For your reading pleasure, the last of the fabulous 200: Earl McAllister, Sean Leonard, Sandy Mathews, Steve Carlin, Mike & Joe Cook, Frank Wright, “Mac” Singleton, Senator Ed Markey, Paul Norton, John Crockwell, Jimmy Molinari, Dean Trioli, Kevin Nolan, Larry Kinnon, Jeff Hurley, Chipper Moore, Jamie McKenna, Larry Gilbert, Frankie Hanley, Dennis & Billy Murray, Glenn Patterson, Joe Strum, Benny Talbot, Mark Foley, Robbie Buckley, Johnny Salmon, Teddy Grifkin, Jimmy & Danny Guerin, Larry Goldstein, Joe Pagliccia, Gary & Mike Cherone, Franny & Joe Repucci, Bernard & Milton Stroud, Marty Grasso, Alan Small, Dennis Fitzpatrick, Albert Ford, Jackie Torosian, Jay Griffin, Jackie Guerin, Tommy Ruddock, Jimmy Lloyd, Steve Carpenter, Mario Borseti, Cathy MacMullin & Joey Frauton.

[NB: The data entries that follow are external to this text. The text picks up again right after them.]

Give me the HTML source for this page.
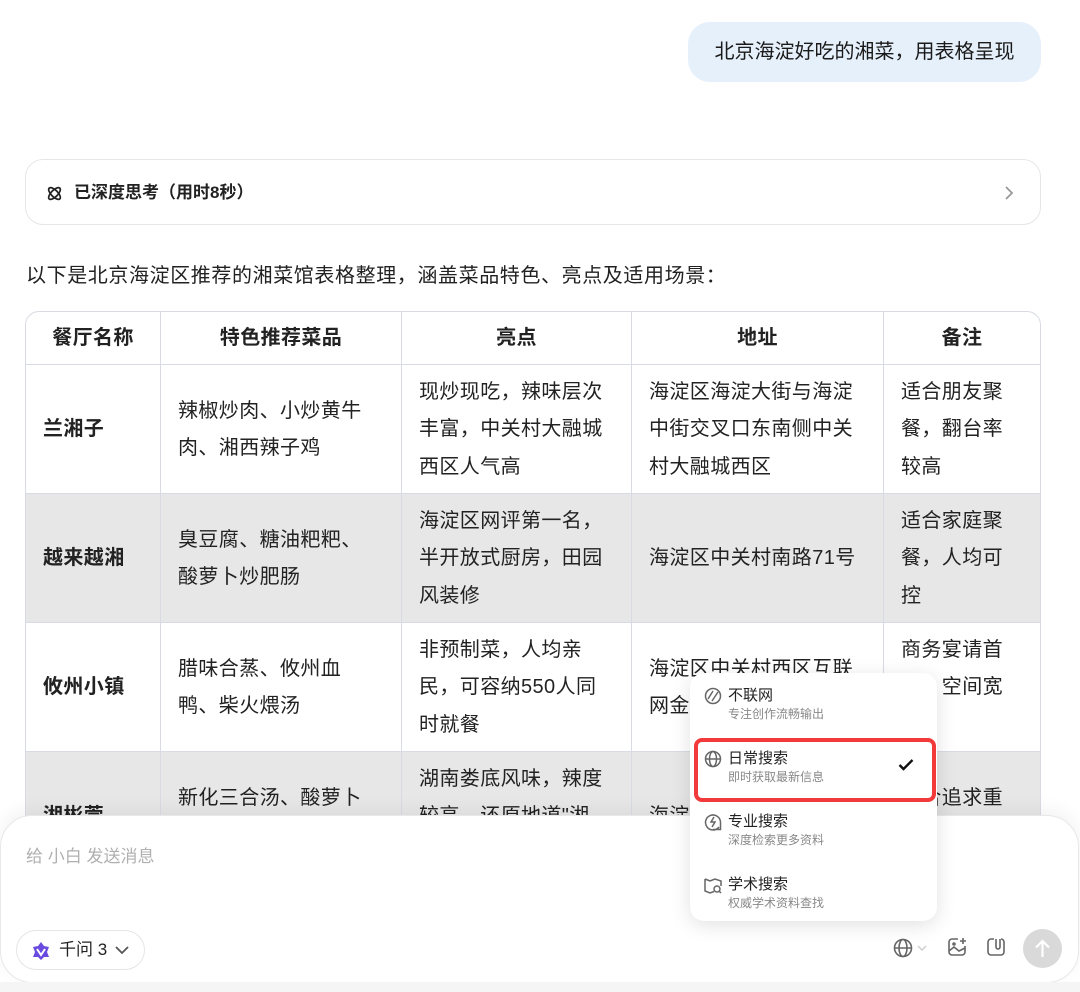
<!DOCTYPE html>
<html><head><meta charset="utf-8"><style>
*{margin:0;padding:0;box-sizing:border-box}
body{width:1080px;height:992px;overflow:hidden;background:#fff;font-family:"Liberation Sans","Noto Sans CJK SC",sans-serif;color:#222;position:relative}
.bubble{position:absolute;left:688px;top:22px;width:353px;height:60px;background:#e6f0fb;border-radius:22px;font-size:20px;line-height:60px;text-align:center;color:#1a1a1a}
.think{position:absolute;left:25px;top:159px;width:1016px;height:66px;border:1px solid #e6e6ea;border-radius:18px;font-size:17px;line-height:66px;padding-left:48px;color:#222}
.intro{position:absolute;left:26px;top:262px;font-size:20px;line-height:28px;color:#222;letter-spacing:0.6px}
table{position:absolute;left:25px;top:311px;width:1016px;border-collapse:separate;border-spacing:0;font-size:20px;line-height:37.5px;border:1px solid #d8dbe3;border-radius:14px;overflow:hidden;letter-spacing:0.4px}
td,th{border-right:1px solid #d8dbe3;border-bottom:1px solid #d8dbe3;padding:2px 17px 0;vertical-align:middle;text-align:left;color:#222;font-weight:normal;white-space:nowrap}
th{height:53px;text-align:center;font-weight:bold}
td{height:129px}
tr td:last-child,tr th:last-child{border-right:none}
tr.g td{background:#e7e7e7}
td.n{font-weight:bold}
.inp{position:absolute;left:0;top:815px;width:1079px;height:168px;background:#fff;border:1px solid #e8e8ea;border-radius:32px;box-shadow:0 -6px 18px rgba(0,0,0,0.05)}
.bot{position:absolute;left:0;top:982px;width:1080px;height:10px;background:#f5f5f6}
.ph{position:absolute;left:26px;top:842px;font-size:17px;color:#b0b0b0}
.model{position:absolute;left:16px;top:930px;width:129px;height:40px;border:1px solid #e5e5e8;border-radius:20px;font-size:17px;line-height:38px;padding-left:42px;color:#222}
.menu{position:absolute;left:690px;top:673px;width:247px;height:248px;background:#fff;border-radius:14px;box-shadow:0 4px 20px rgba(0,0,0,0.12)}
.it{position:absolute;left:38px;font-size:15px;color:#222;line-height:20px}
.it small{display:block;font-size:12px;color:#888;line-height:16px}
.ic{position:absolute;left:14px}
.red{position:absolute;left:694px;top:738px;width:242px;height:64px;border:4px solid #f23a3a;border-radius:8px}
.send{position:absolute;left:1023px;top:929px;width:39px;height:39px;border-radius:50%;background:#d9d9d9}
</style></head><body>
<div class="bubble">北京海淀好吃的湘菜，用表格呈现</div>
<div class="think">
<svg style="position:absolute;left:20px;top:25px" width="17" height="17" viewBox="0 0 18 18" fill="none" stroke="#222" stroke-width="1.8"><ellipse cx="9" cy="9" rx="8" ry="3.5" transform="rotate(45 9 9)"/><ellipse cx="9" cy="9" rx="8" ry="3.5" transform="rotate(-45 9 9)"/></svg>
<b style="font-weight:600">已深度思考（用时8秒）</b>
<svg style="position:absolute;right:26px;top:25px" width="10" height="16" viewBox="0 0 10 16" fill="none" stroke="#999" stroke-width="1.8"><path d="M2 2l6 6-6 6"/></svg>
</div>
<div class="intro">以下是北京海淀区推荐的湘菜馆表格整理，涵盖菜品特色、亮点及适用场景：</div>
<table>
<colgroup><col style="width:135px"><col style="width:241px"><col style="width:230px"><col style="width:252px"><col></colgroup>
<tr><th>餐厅名称</th><th>特色推荐菜品</th><th>亮点</th><th>地址</th><th>备注</th></tr>
<tr><td class="n">兰湘子</td><td>辣椒炒肉、小炒黄牛<br>肉、湘西辣子鸡</td><td>现炒现吃，辣味层次<br>丰富，中关村大融城<br>西区人气高</td><td>海淀区海淀大街与海淀<br>中街交叉口东南侧中关<br>村大融城西区</td><td>适合朋友聚<br>餐，翻台率<br>较高</td></tr>
<tr class="g"><td class="n">越来越湘</td><td>臭豆腐、糖油粑粑、<br>酸萝卜炒肥肠</td><td>海淀区网评第一名，<br>半开放式厨房，田园<br>风装修</td><td>海淀区中关村南路71号</td><td>适合家庭聚<br>餐，人均可<br>控</td></tr>
<tr><td class="n">攸州小镇</td><td>腊味合蒸、攸州血<br>鸭、柴火煨汤</td><td>非预制菜，人均亲<br>民，可容纳550人同<br>时就餐</td><td>海淀区中关村西区互联<br>网金融中心</td><td>商务宴请首<br>选，空间宽<br>敞</td></tr>
<tr class="g"><td class="n">湘彬萱</td><td>新化三合汤、酸萝卜<br>炒</td><td>湖南娄底风味，辣度<br>较高，还原地道"湘<br>味</td><td>海淀区</td><td>适合追求重<br>口地道风味</td></tr>
</table>
<div class="inp"></div>
<div class="bot"></div>
<div class="ph">给 小白 发送消息</div>
<div class="model">
<svg style="position:absolute;left:14px;top:10px" width="20" height="20" viewBox="0 0 20 20"><path d="M10 1l3 4 5 1-2 5 2 5-5 0-3 3-3-3-5 0 2-5-2-5 5-1z" fill="#6a4be0"/><path d="M6 8l4 6 4-6" fill="none" stroke="#fff" stroke-width="2"/></svg>
千问 3
<svg style="position:absolute;left:98px;top:15px" width="14" height="9" viewBox="0 0 14 9" fill="none" stroke="#555" stroke-width="1.8"><path d="M1 1l6 6 6-6"/></svg>
</div>
<div class="menu">
<svg class="ic" style="top:14px" width="18" height="18" viewBox="0 0 18 18" fill="none" stroke="#666" stroke-width="1.5"><circle cx="9" cy="9" r="7.5"/><path d="M4 12l5-8M8 14l6-9"/></svg>
<div class="it" style="top:13px">不联网<small>专注创作流畅输出</small></div>
<svg class="ic" style="top:77px" width="18" height="18" viewBox="0 0 18 18" fill="none" stroke="#666" stroke-width="1.5"><circle cx="9" cy="9" r="7.5"/><ellipse cx="9" cy="9" rx="3.5" ry="7.5"/><path d="M1.5 9h15"/></svg>
<div class="it" style="top:76px">日常搜索<small>即时获取最新信息</small></div>
<svg style="position:absolute;left:208px;top:86px" width="16" height="12" viewBox="0 0 16 12" fill="none" stroke="#111" stroke-width="2.4"><path d="M1.5 6l4 4 9-9"/></svg>
<svg class="ic" style="top:140px" width="18" height="18" viewBox="0 0 18 18" fill="none" stroke="#666" stroke-width="1.5"><path d="M15 14A7.5 7.5 0 1 1 16.5 9v7.5H9"/><path d="M10 4l-3 5h4l-3 5"/></svg>
<div class="it" style="top:139px">专业搜索<small>深度检索更多资料</small></div>
<svg class="ic" style="top:203px" width="18" height="18" viewBox="0 0 18 18" fill="none" stroke="#666" stroke-width="1.5"><path d="M1 3l5 2 5-2 6 2v5M1 3v12l5 2 4-1.5"/><circle cx="13" cy="13" r="3"/><path d="M15 15l2 2"/></svg>
<div class="it" style="top:202px">学术搜索<small>权威学术资料查找</small></div>
</div>
<div class="red"></div>
<svg style="position:absolute;left:893px;top:938px" width="20" height="20" viewBox="0 0 20 20" fill="none" stroke="#666" stroke-width="1.6"><circle cx="10" cy="10" r="8.5"/><ellipse cx="10" cy="10" rx="4" ry="8.5"/><path d="M1.5 10h17"/></svg>
<svg style="position:absolute;left:917px;top:945px" width="10" height="6" viewBox="0 0 10 6" fill="none" stroke="#ccc" stroke-width="1.4"><path d="M1 1l4 4 4-4"/></svg>
<svg style="position:absolute;left:947px;top:937px" width="20" height="20" viewBox="0 0 20 20" fill="none" stroke="#666" stroke-width="1.6"><path d="M11 2H5a3 3 0 0 0-3 3v10a3 3 0 0 0 3 3h10a3 3 0 0 0 3-3V9"/><path d="M2 14l5-4 5 4 6-3"/><circle cx="7" cy="7" r="1"/><path d="M16 1v6M13 4h6"/></svg>
<svg style="position:absolute;left:986px;top:937px" width="20" height="20" viewBox="0 0 20 20" fill="none" stroke="#666" stroke-width="1.6"><path d="M8 2H5a3 3 0 0 0-3 3v10a3 3 0 0 0 3 3h10a3 3 0 0 0 3-3V5a3 3 0 0 0-3-3"/><path d="M10 2v8a2 2 0 0 0 4 0V2"/></svg>
<div class="send"><svg style="position:absolute;left:11px;top:10px" width="17" height="19" viewBox="0 0 17 19" fill="none" stroke="#fff" stroke-width="2.2"><path d="M8.5 18V2M2 8.5l6.5-6.5 6.5 6.5"/></svg></div>
</body></html>
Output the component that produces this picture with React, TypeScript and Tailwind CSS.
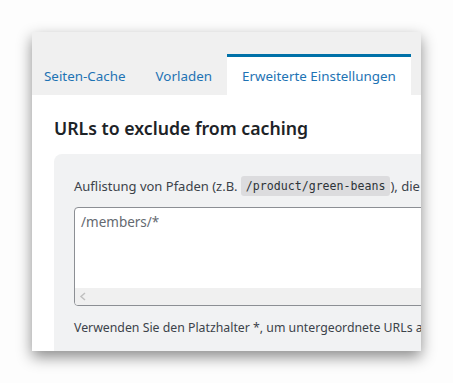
import React from "react";

export default function App() {
  const font = { fontFamily: '"Noto Sans", "Open Sans", sans-serif' };
  return (
    <div className="w-[453px] h-[383px] bg-[#fdfdfd] pt-[32px] pl-[32px]" style={font}>
      <div className="w-[389px] h-[319px] overflow-hidden bg-white shadow-[0_6px_14px_rgba(0,0,0,0.45)] flex flex-col">
        <div className="h-[63px] bg-[#f0f0f0] flex items-end shrink-0 whitespace-nowrap">
          <div className="h-[38px] pl-[12px] pr-[15px] flex items-center text-[13.4px] text-[#1e73b4] shrink-0">Seiten-Cache</div>
          <div className="h-[38px] px-[15px] flex items-center text-[13.4px] text-[#1e73b4] shrink-0">Vorladen</div>
          <div className="h-[41px] px-[15px] border-t-[3px] border-[#0071a8] bg-white flex items-center text-[13.4px] text-[#1e73b4] shrink-0">Erweiterte Einstellungen</div>
        </div>
        <div className="pl-[22px] flex-1 flex flex-col">
          <div className="pt-[22px] h-[59px] text-[17.7px] font-semibold text-[#1d2327] leading-[22px] whitespace-nowrap">URLs to exclude from caching</div>
          <div className="flex-1 bg-[#f1f2f3] rounded-tl-[8px] pl-[20px] pt-[22px] w-[400px]">
            <div className="text-[13px] text-[#3c434a] whitespace-nowrap h-[20px] leading-[20px] flex items-center">
              <span>Auflistung von Pfaden (z.B.&nbsp;</span>
              <span className="bg-[#dcdcde] rounded-[3px] px-[5px] text-[11.6px] leading-[20px] text-[#2c3338]" style={{ fontFamily: '"DejaVu Sans Mono", monospace' }}>/product/green-beans</span>
              <span>), die</span>
            </div>
            <div className="mt-[11px] w-[400px] h-[99px] bg-white border border-[#8c8f94] rounded-[4px] flex flex-col overflow-hidden">
              <div className="flex-1 px-[6px] pt-[4px] text-[13.5px] text-[#646970] leading-[20px]">/members/*</div>
              <div className="h-[17px] bg-[#f0f0f0] flex items-center pl-[4px] text-[#c4c4c4] text-[12px]">
                <svg width="8" height="9" viewBox="0 0 8 9"><path d="M6 1 L2 4.5 L6 8" stroke="#c0c0c0" strokeWidth="1.5" fill="none" /></svg>
              </div>
            </div>
            <div className="mt-[12px] text-[12.3px] text-[#3c434a] whitespace-nowrap leading-[20px]">Verwenden Sie den Platzhalter *, um untergeordnete URLs auszuschließen.</div>
          </div>
        </div>
      </div>
    </div>
  );
}
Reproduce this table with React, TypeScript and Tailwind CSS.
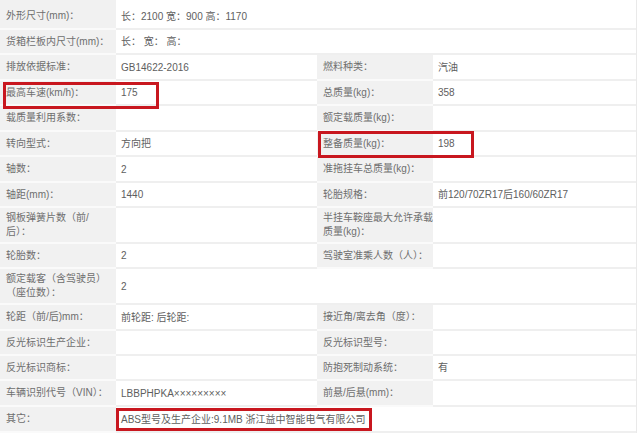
const font = { fontFamily: '"Liberation Sans", "Noto Sans CJK SC", sans-serif' }

type RowProps = {
    h: string
    label: React.ReactNode
    value?: React.ReactNode
    label2?: React.ReactNode
    value2?: React.ReactNode
    wide?: boolean
}

const labelCls = 'flex items-center pl-[6px] bg-[#f1f1f1] border-b-2 border-[#fafafa] text-[#6e6e6e] leading-[14px] whitespace-nowrap'
const valueCls = 'flex items-center pl-[5px] bg-white border-b-2 border-[#efefef] text-[#5e5e5e] whitespace-nowrap'

const Row = ({ h, label, value, label2, value2, wide }: RowProps) => (
    <div className={`grid grid-cols-[116px_201px_116px_203px] ${h}`}>
        <div className={labelCls}>{label}</div>
        {wide ? (
            <div className={`${valueCls} col-span-3`}>{value}</div>
        ) : (
            <>
                <div className={valueCls}>{value}</div>
                <div className={`${labelCls} pl-[4px]`}>{label2}</div>
                <div className={valueCls}>{value2}</div>
            </>
        )}
    </div>
)

export default function App() {
    return (
        <div className="relative w-[640px] h-[434px] bg-white overflow-hidden text-[10px]" style={font}>
            <div className="w-[637px] border-r border-[#e9e9e9] flex flex-col">
                <Row h="h-[30px]" wide label={<span className="pt-[4px]">外形尺寸(mm)：</span>} value={<span className="pt-[4px]">长：2100 宽：900 高：1170</span>} />
                <Row h="h-[25px]" wide label="货箱栏板内尺寸(mm)：" value="长： 宽： 高：" />
                <Row h="h-[26px]" label="排放依据标准：" value="GB14622-2016" label2="燃料种类：" value2="汽油" />
                <Row h="h-[25px]" label="最高车速(km/h)：" value="175" label2="总质量(kg)：" value2="358" />
                <Row h="h-[26px]" label="载质量利用系数：" label2="额定载质量(kg)：" />
                <Row h="h-[25px]" label="转向型式：" value="方向把" label2="整备质量(kg)：" value2="198" />
                <Row h="h-[26px]" label="轴数：" value="2" label2="准拖挂车总质量(kg)：" />
                <Row h="h-[25px]" label="轴距(mm)：" value="1440" label2="轮胎规格：" value2="前120/70ZR17后160/60ZR17" />
                <Row
                    h="h-[36px]"
                    label={<span>钢板弹簧片数（前/<br />后）：</span>}
                    label2={<span>半挂车鞍座最大允许承载<br />质量(kg)：</span>}
                />
                <Row h="h-[25px]" label="轮胎数：" value="2" label2="驾驶室准乘人数（人）：" />
                <Row h="h-[36px]" wide label={<span>额定载客（含驾驶员）<br />（座位数）：</span>} value="2" />
                <Row h="h-[26px]" label="轮距（前/后)mm：" value="前轮距: 后轮距:" label2="接近角/离去角（度）：" />
                <Row h="h-[25px]" label="反光标识生产企业：" label2="反光标识型号：" />
                <Row h="h-[25px]" label="反光标识商标：" label2="防抱死制动系统：" value2="有" />
                <Row h="h-[26px]" label="车辆识别代号（VIN）：" value="LBBPHPKA×××××××××" label2="前悬/后悬(mm)：" />
                <Row h="h-[26px]" wide label="其它：" value="ABS型号及生产企业:9.1MB 浙江益中智能电气有限公司" />
            </div>

            {/* red annotation boxes */}
            <div className="absolute left-[3px] top-[82px] w-[156px] h-[27px] border-[3px] border-[#c8171f]" />
            <div className="absolute left-[318px] top-[131px] w-[156px] h-[27px] border-[3px] border-[#c8171f]" />
            <div className="absolute left-[116px] top-[408px] w-[256px] h-[23px] border-[3px] border-[#c8171f]" />
        </div>
    )
}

“This is the end, beautiful friend, this is the end, my only friend, the end” – “An empty bottle, a broken heart, and you’re still on my mind;” directly from my heart to the fingertips on these gnarly old hands the Richie Cremone lovefest continues. I really miss Richie Cremone. I miss him walking through the door at the Italian-American Citizens Club with mischief in his eyes, his partner in crime, Pete Robinson, in lockstep behind him. I miss him holding court, spread out, cane by his side, at a round table in front of the bar, barking out his opinion for all to hear – most times just to get a rise out of us – on occasion, when he was in a good mood, explaining to admirers the fine art of the kitchen with his 60-plus years of culinary expertise. I especially miss the times he would walk in and quietly whisper in my ear, “Your soup is in the back seat of my car.” I miss that a great deal. I miss that big slug! Loved that his obituary noted that he was a “proud Edgeworthian.” He probably lived longer in Wakefield than he did in Malden but, darn it, Edgeworth is a very special place; a place that once it gets in your blood, you never cease being from that tiny piece of real estate we called our neighborhood. (On a side note, my father was a West End guy to the core although he left there in 1960 after only 29 years. He lived in Malden some 60 years but never considered himself a Maldonian. West End forever, as they say).
I did not write his amazing obit but somebody asked me if I did. Particularly this line, which I could not have written any better (and wish I did): “Initially, he worked as a milkman with his father at Sunnyhurst Dairy, but soon found his calling at Tricca’s, Anthony’s, and Brandano’s restaurants, where he built a reputation as a hardworking and talented chef whose food brought people together and buttons apart.”
I was one of the many, many people that enjoyed Richie’s cooking over the years (and yes, for you wise guys, there are a few of my buttons missing along the way). I wholeheartedly agree that Richie used his remarkable ability to connect with people through his culinary skills. His spectacular soups along with other outstanding dishes, like stuffed artichokes and his Abruzzi sauce, did indeed secure the ties that bind to a generation of Maldonians and beyond. Once again, I completely agree, his concoction, skiffyskaf, happily filled the ever-expanding bellies of countless contented people over the years. (What do you say, Dom?)
Postscript 1: My sincerest condolences to his wife Toni Marie and two daughters Lindsay and Julie Ann. The line “they will never fully recover from the loss of their devoted and doting father” really struck a chord with me. Richie was a very proud father. He spoke of his family often. He loved his daughters and simply adored his grandchildren. That is for sure.
Postscript 2: “Happy trails to you (Richie), until we meet again, happy trails to you, keep smiling until then…” To me, my friend, it was always the way you rode the trail that impressed me. Life carries on, dude (not quite the same though), and our love for you will continue. Keeping you in my thoughts and my heart every Ballantine Ale along the happy trail, big guy. Love ya, Richie!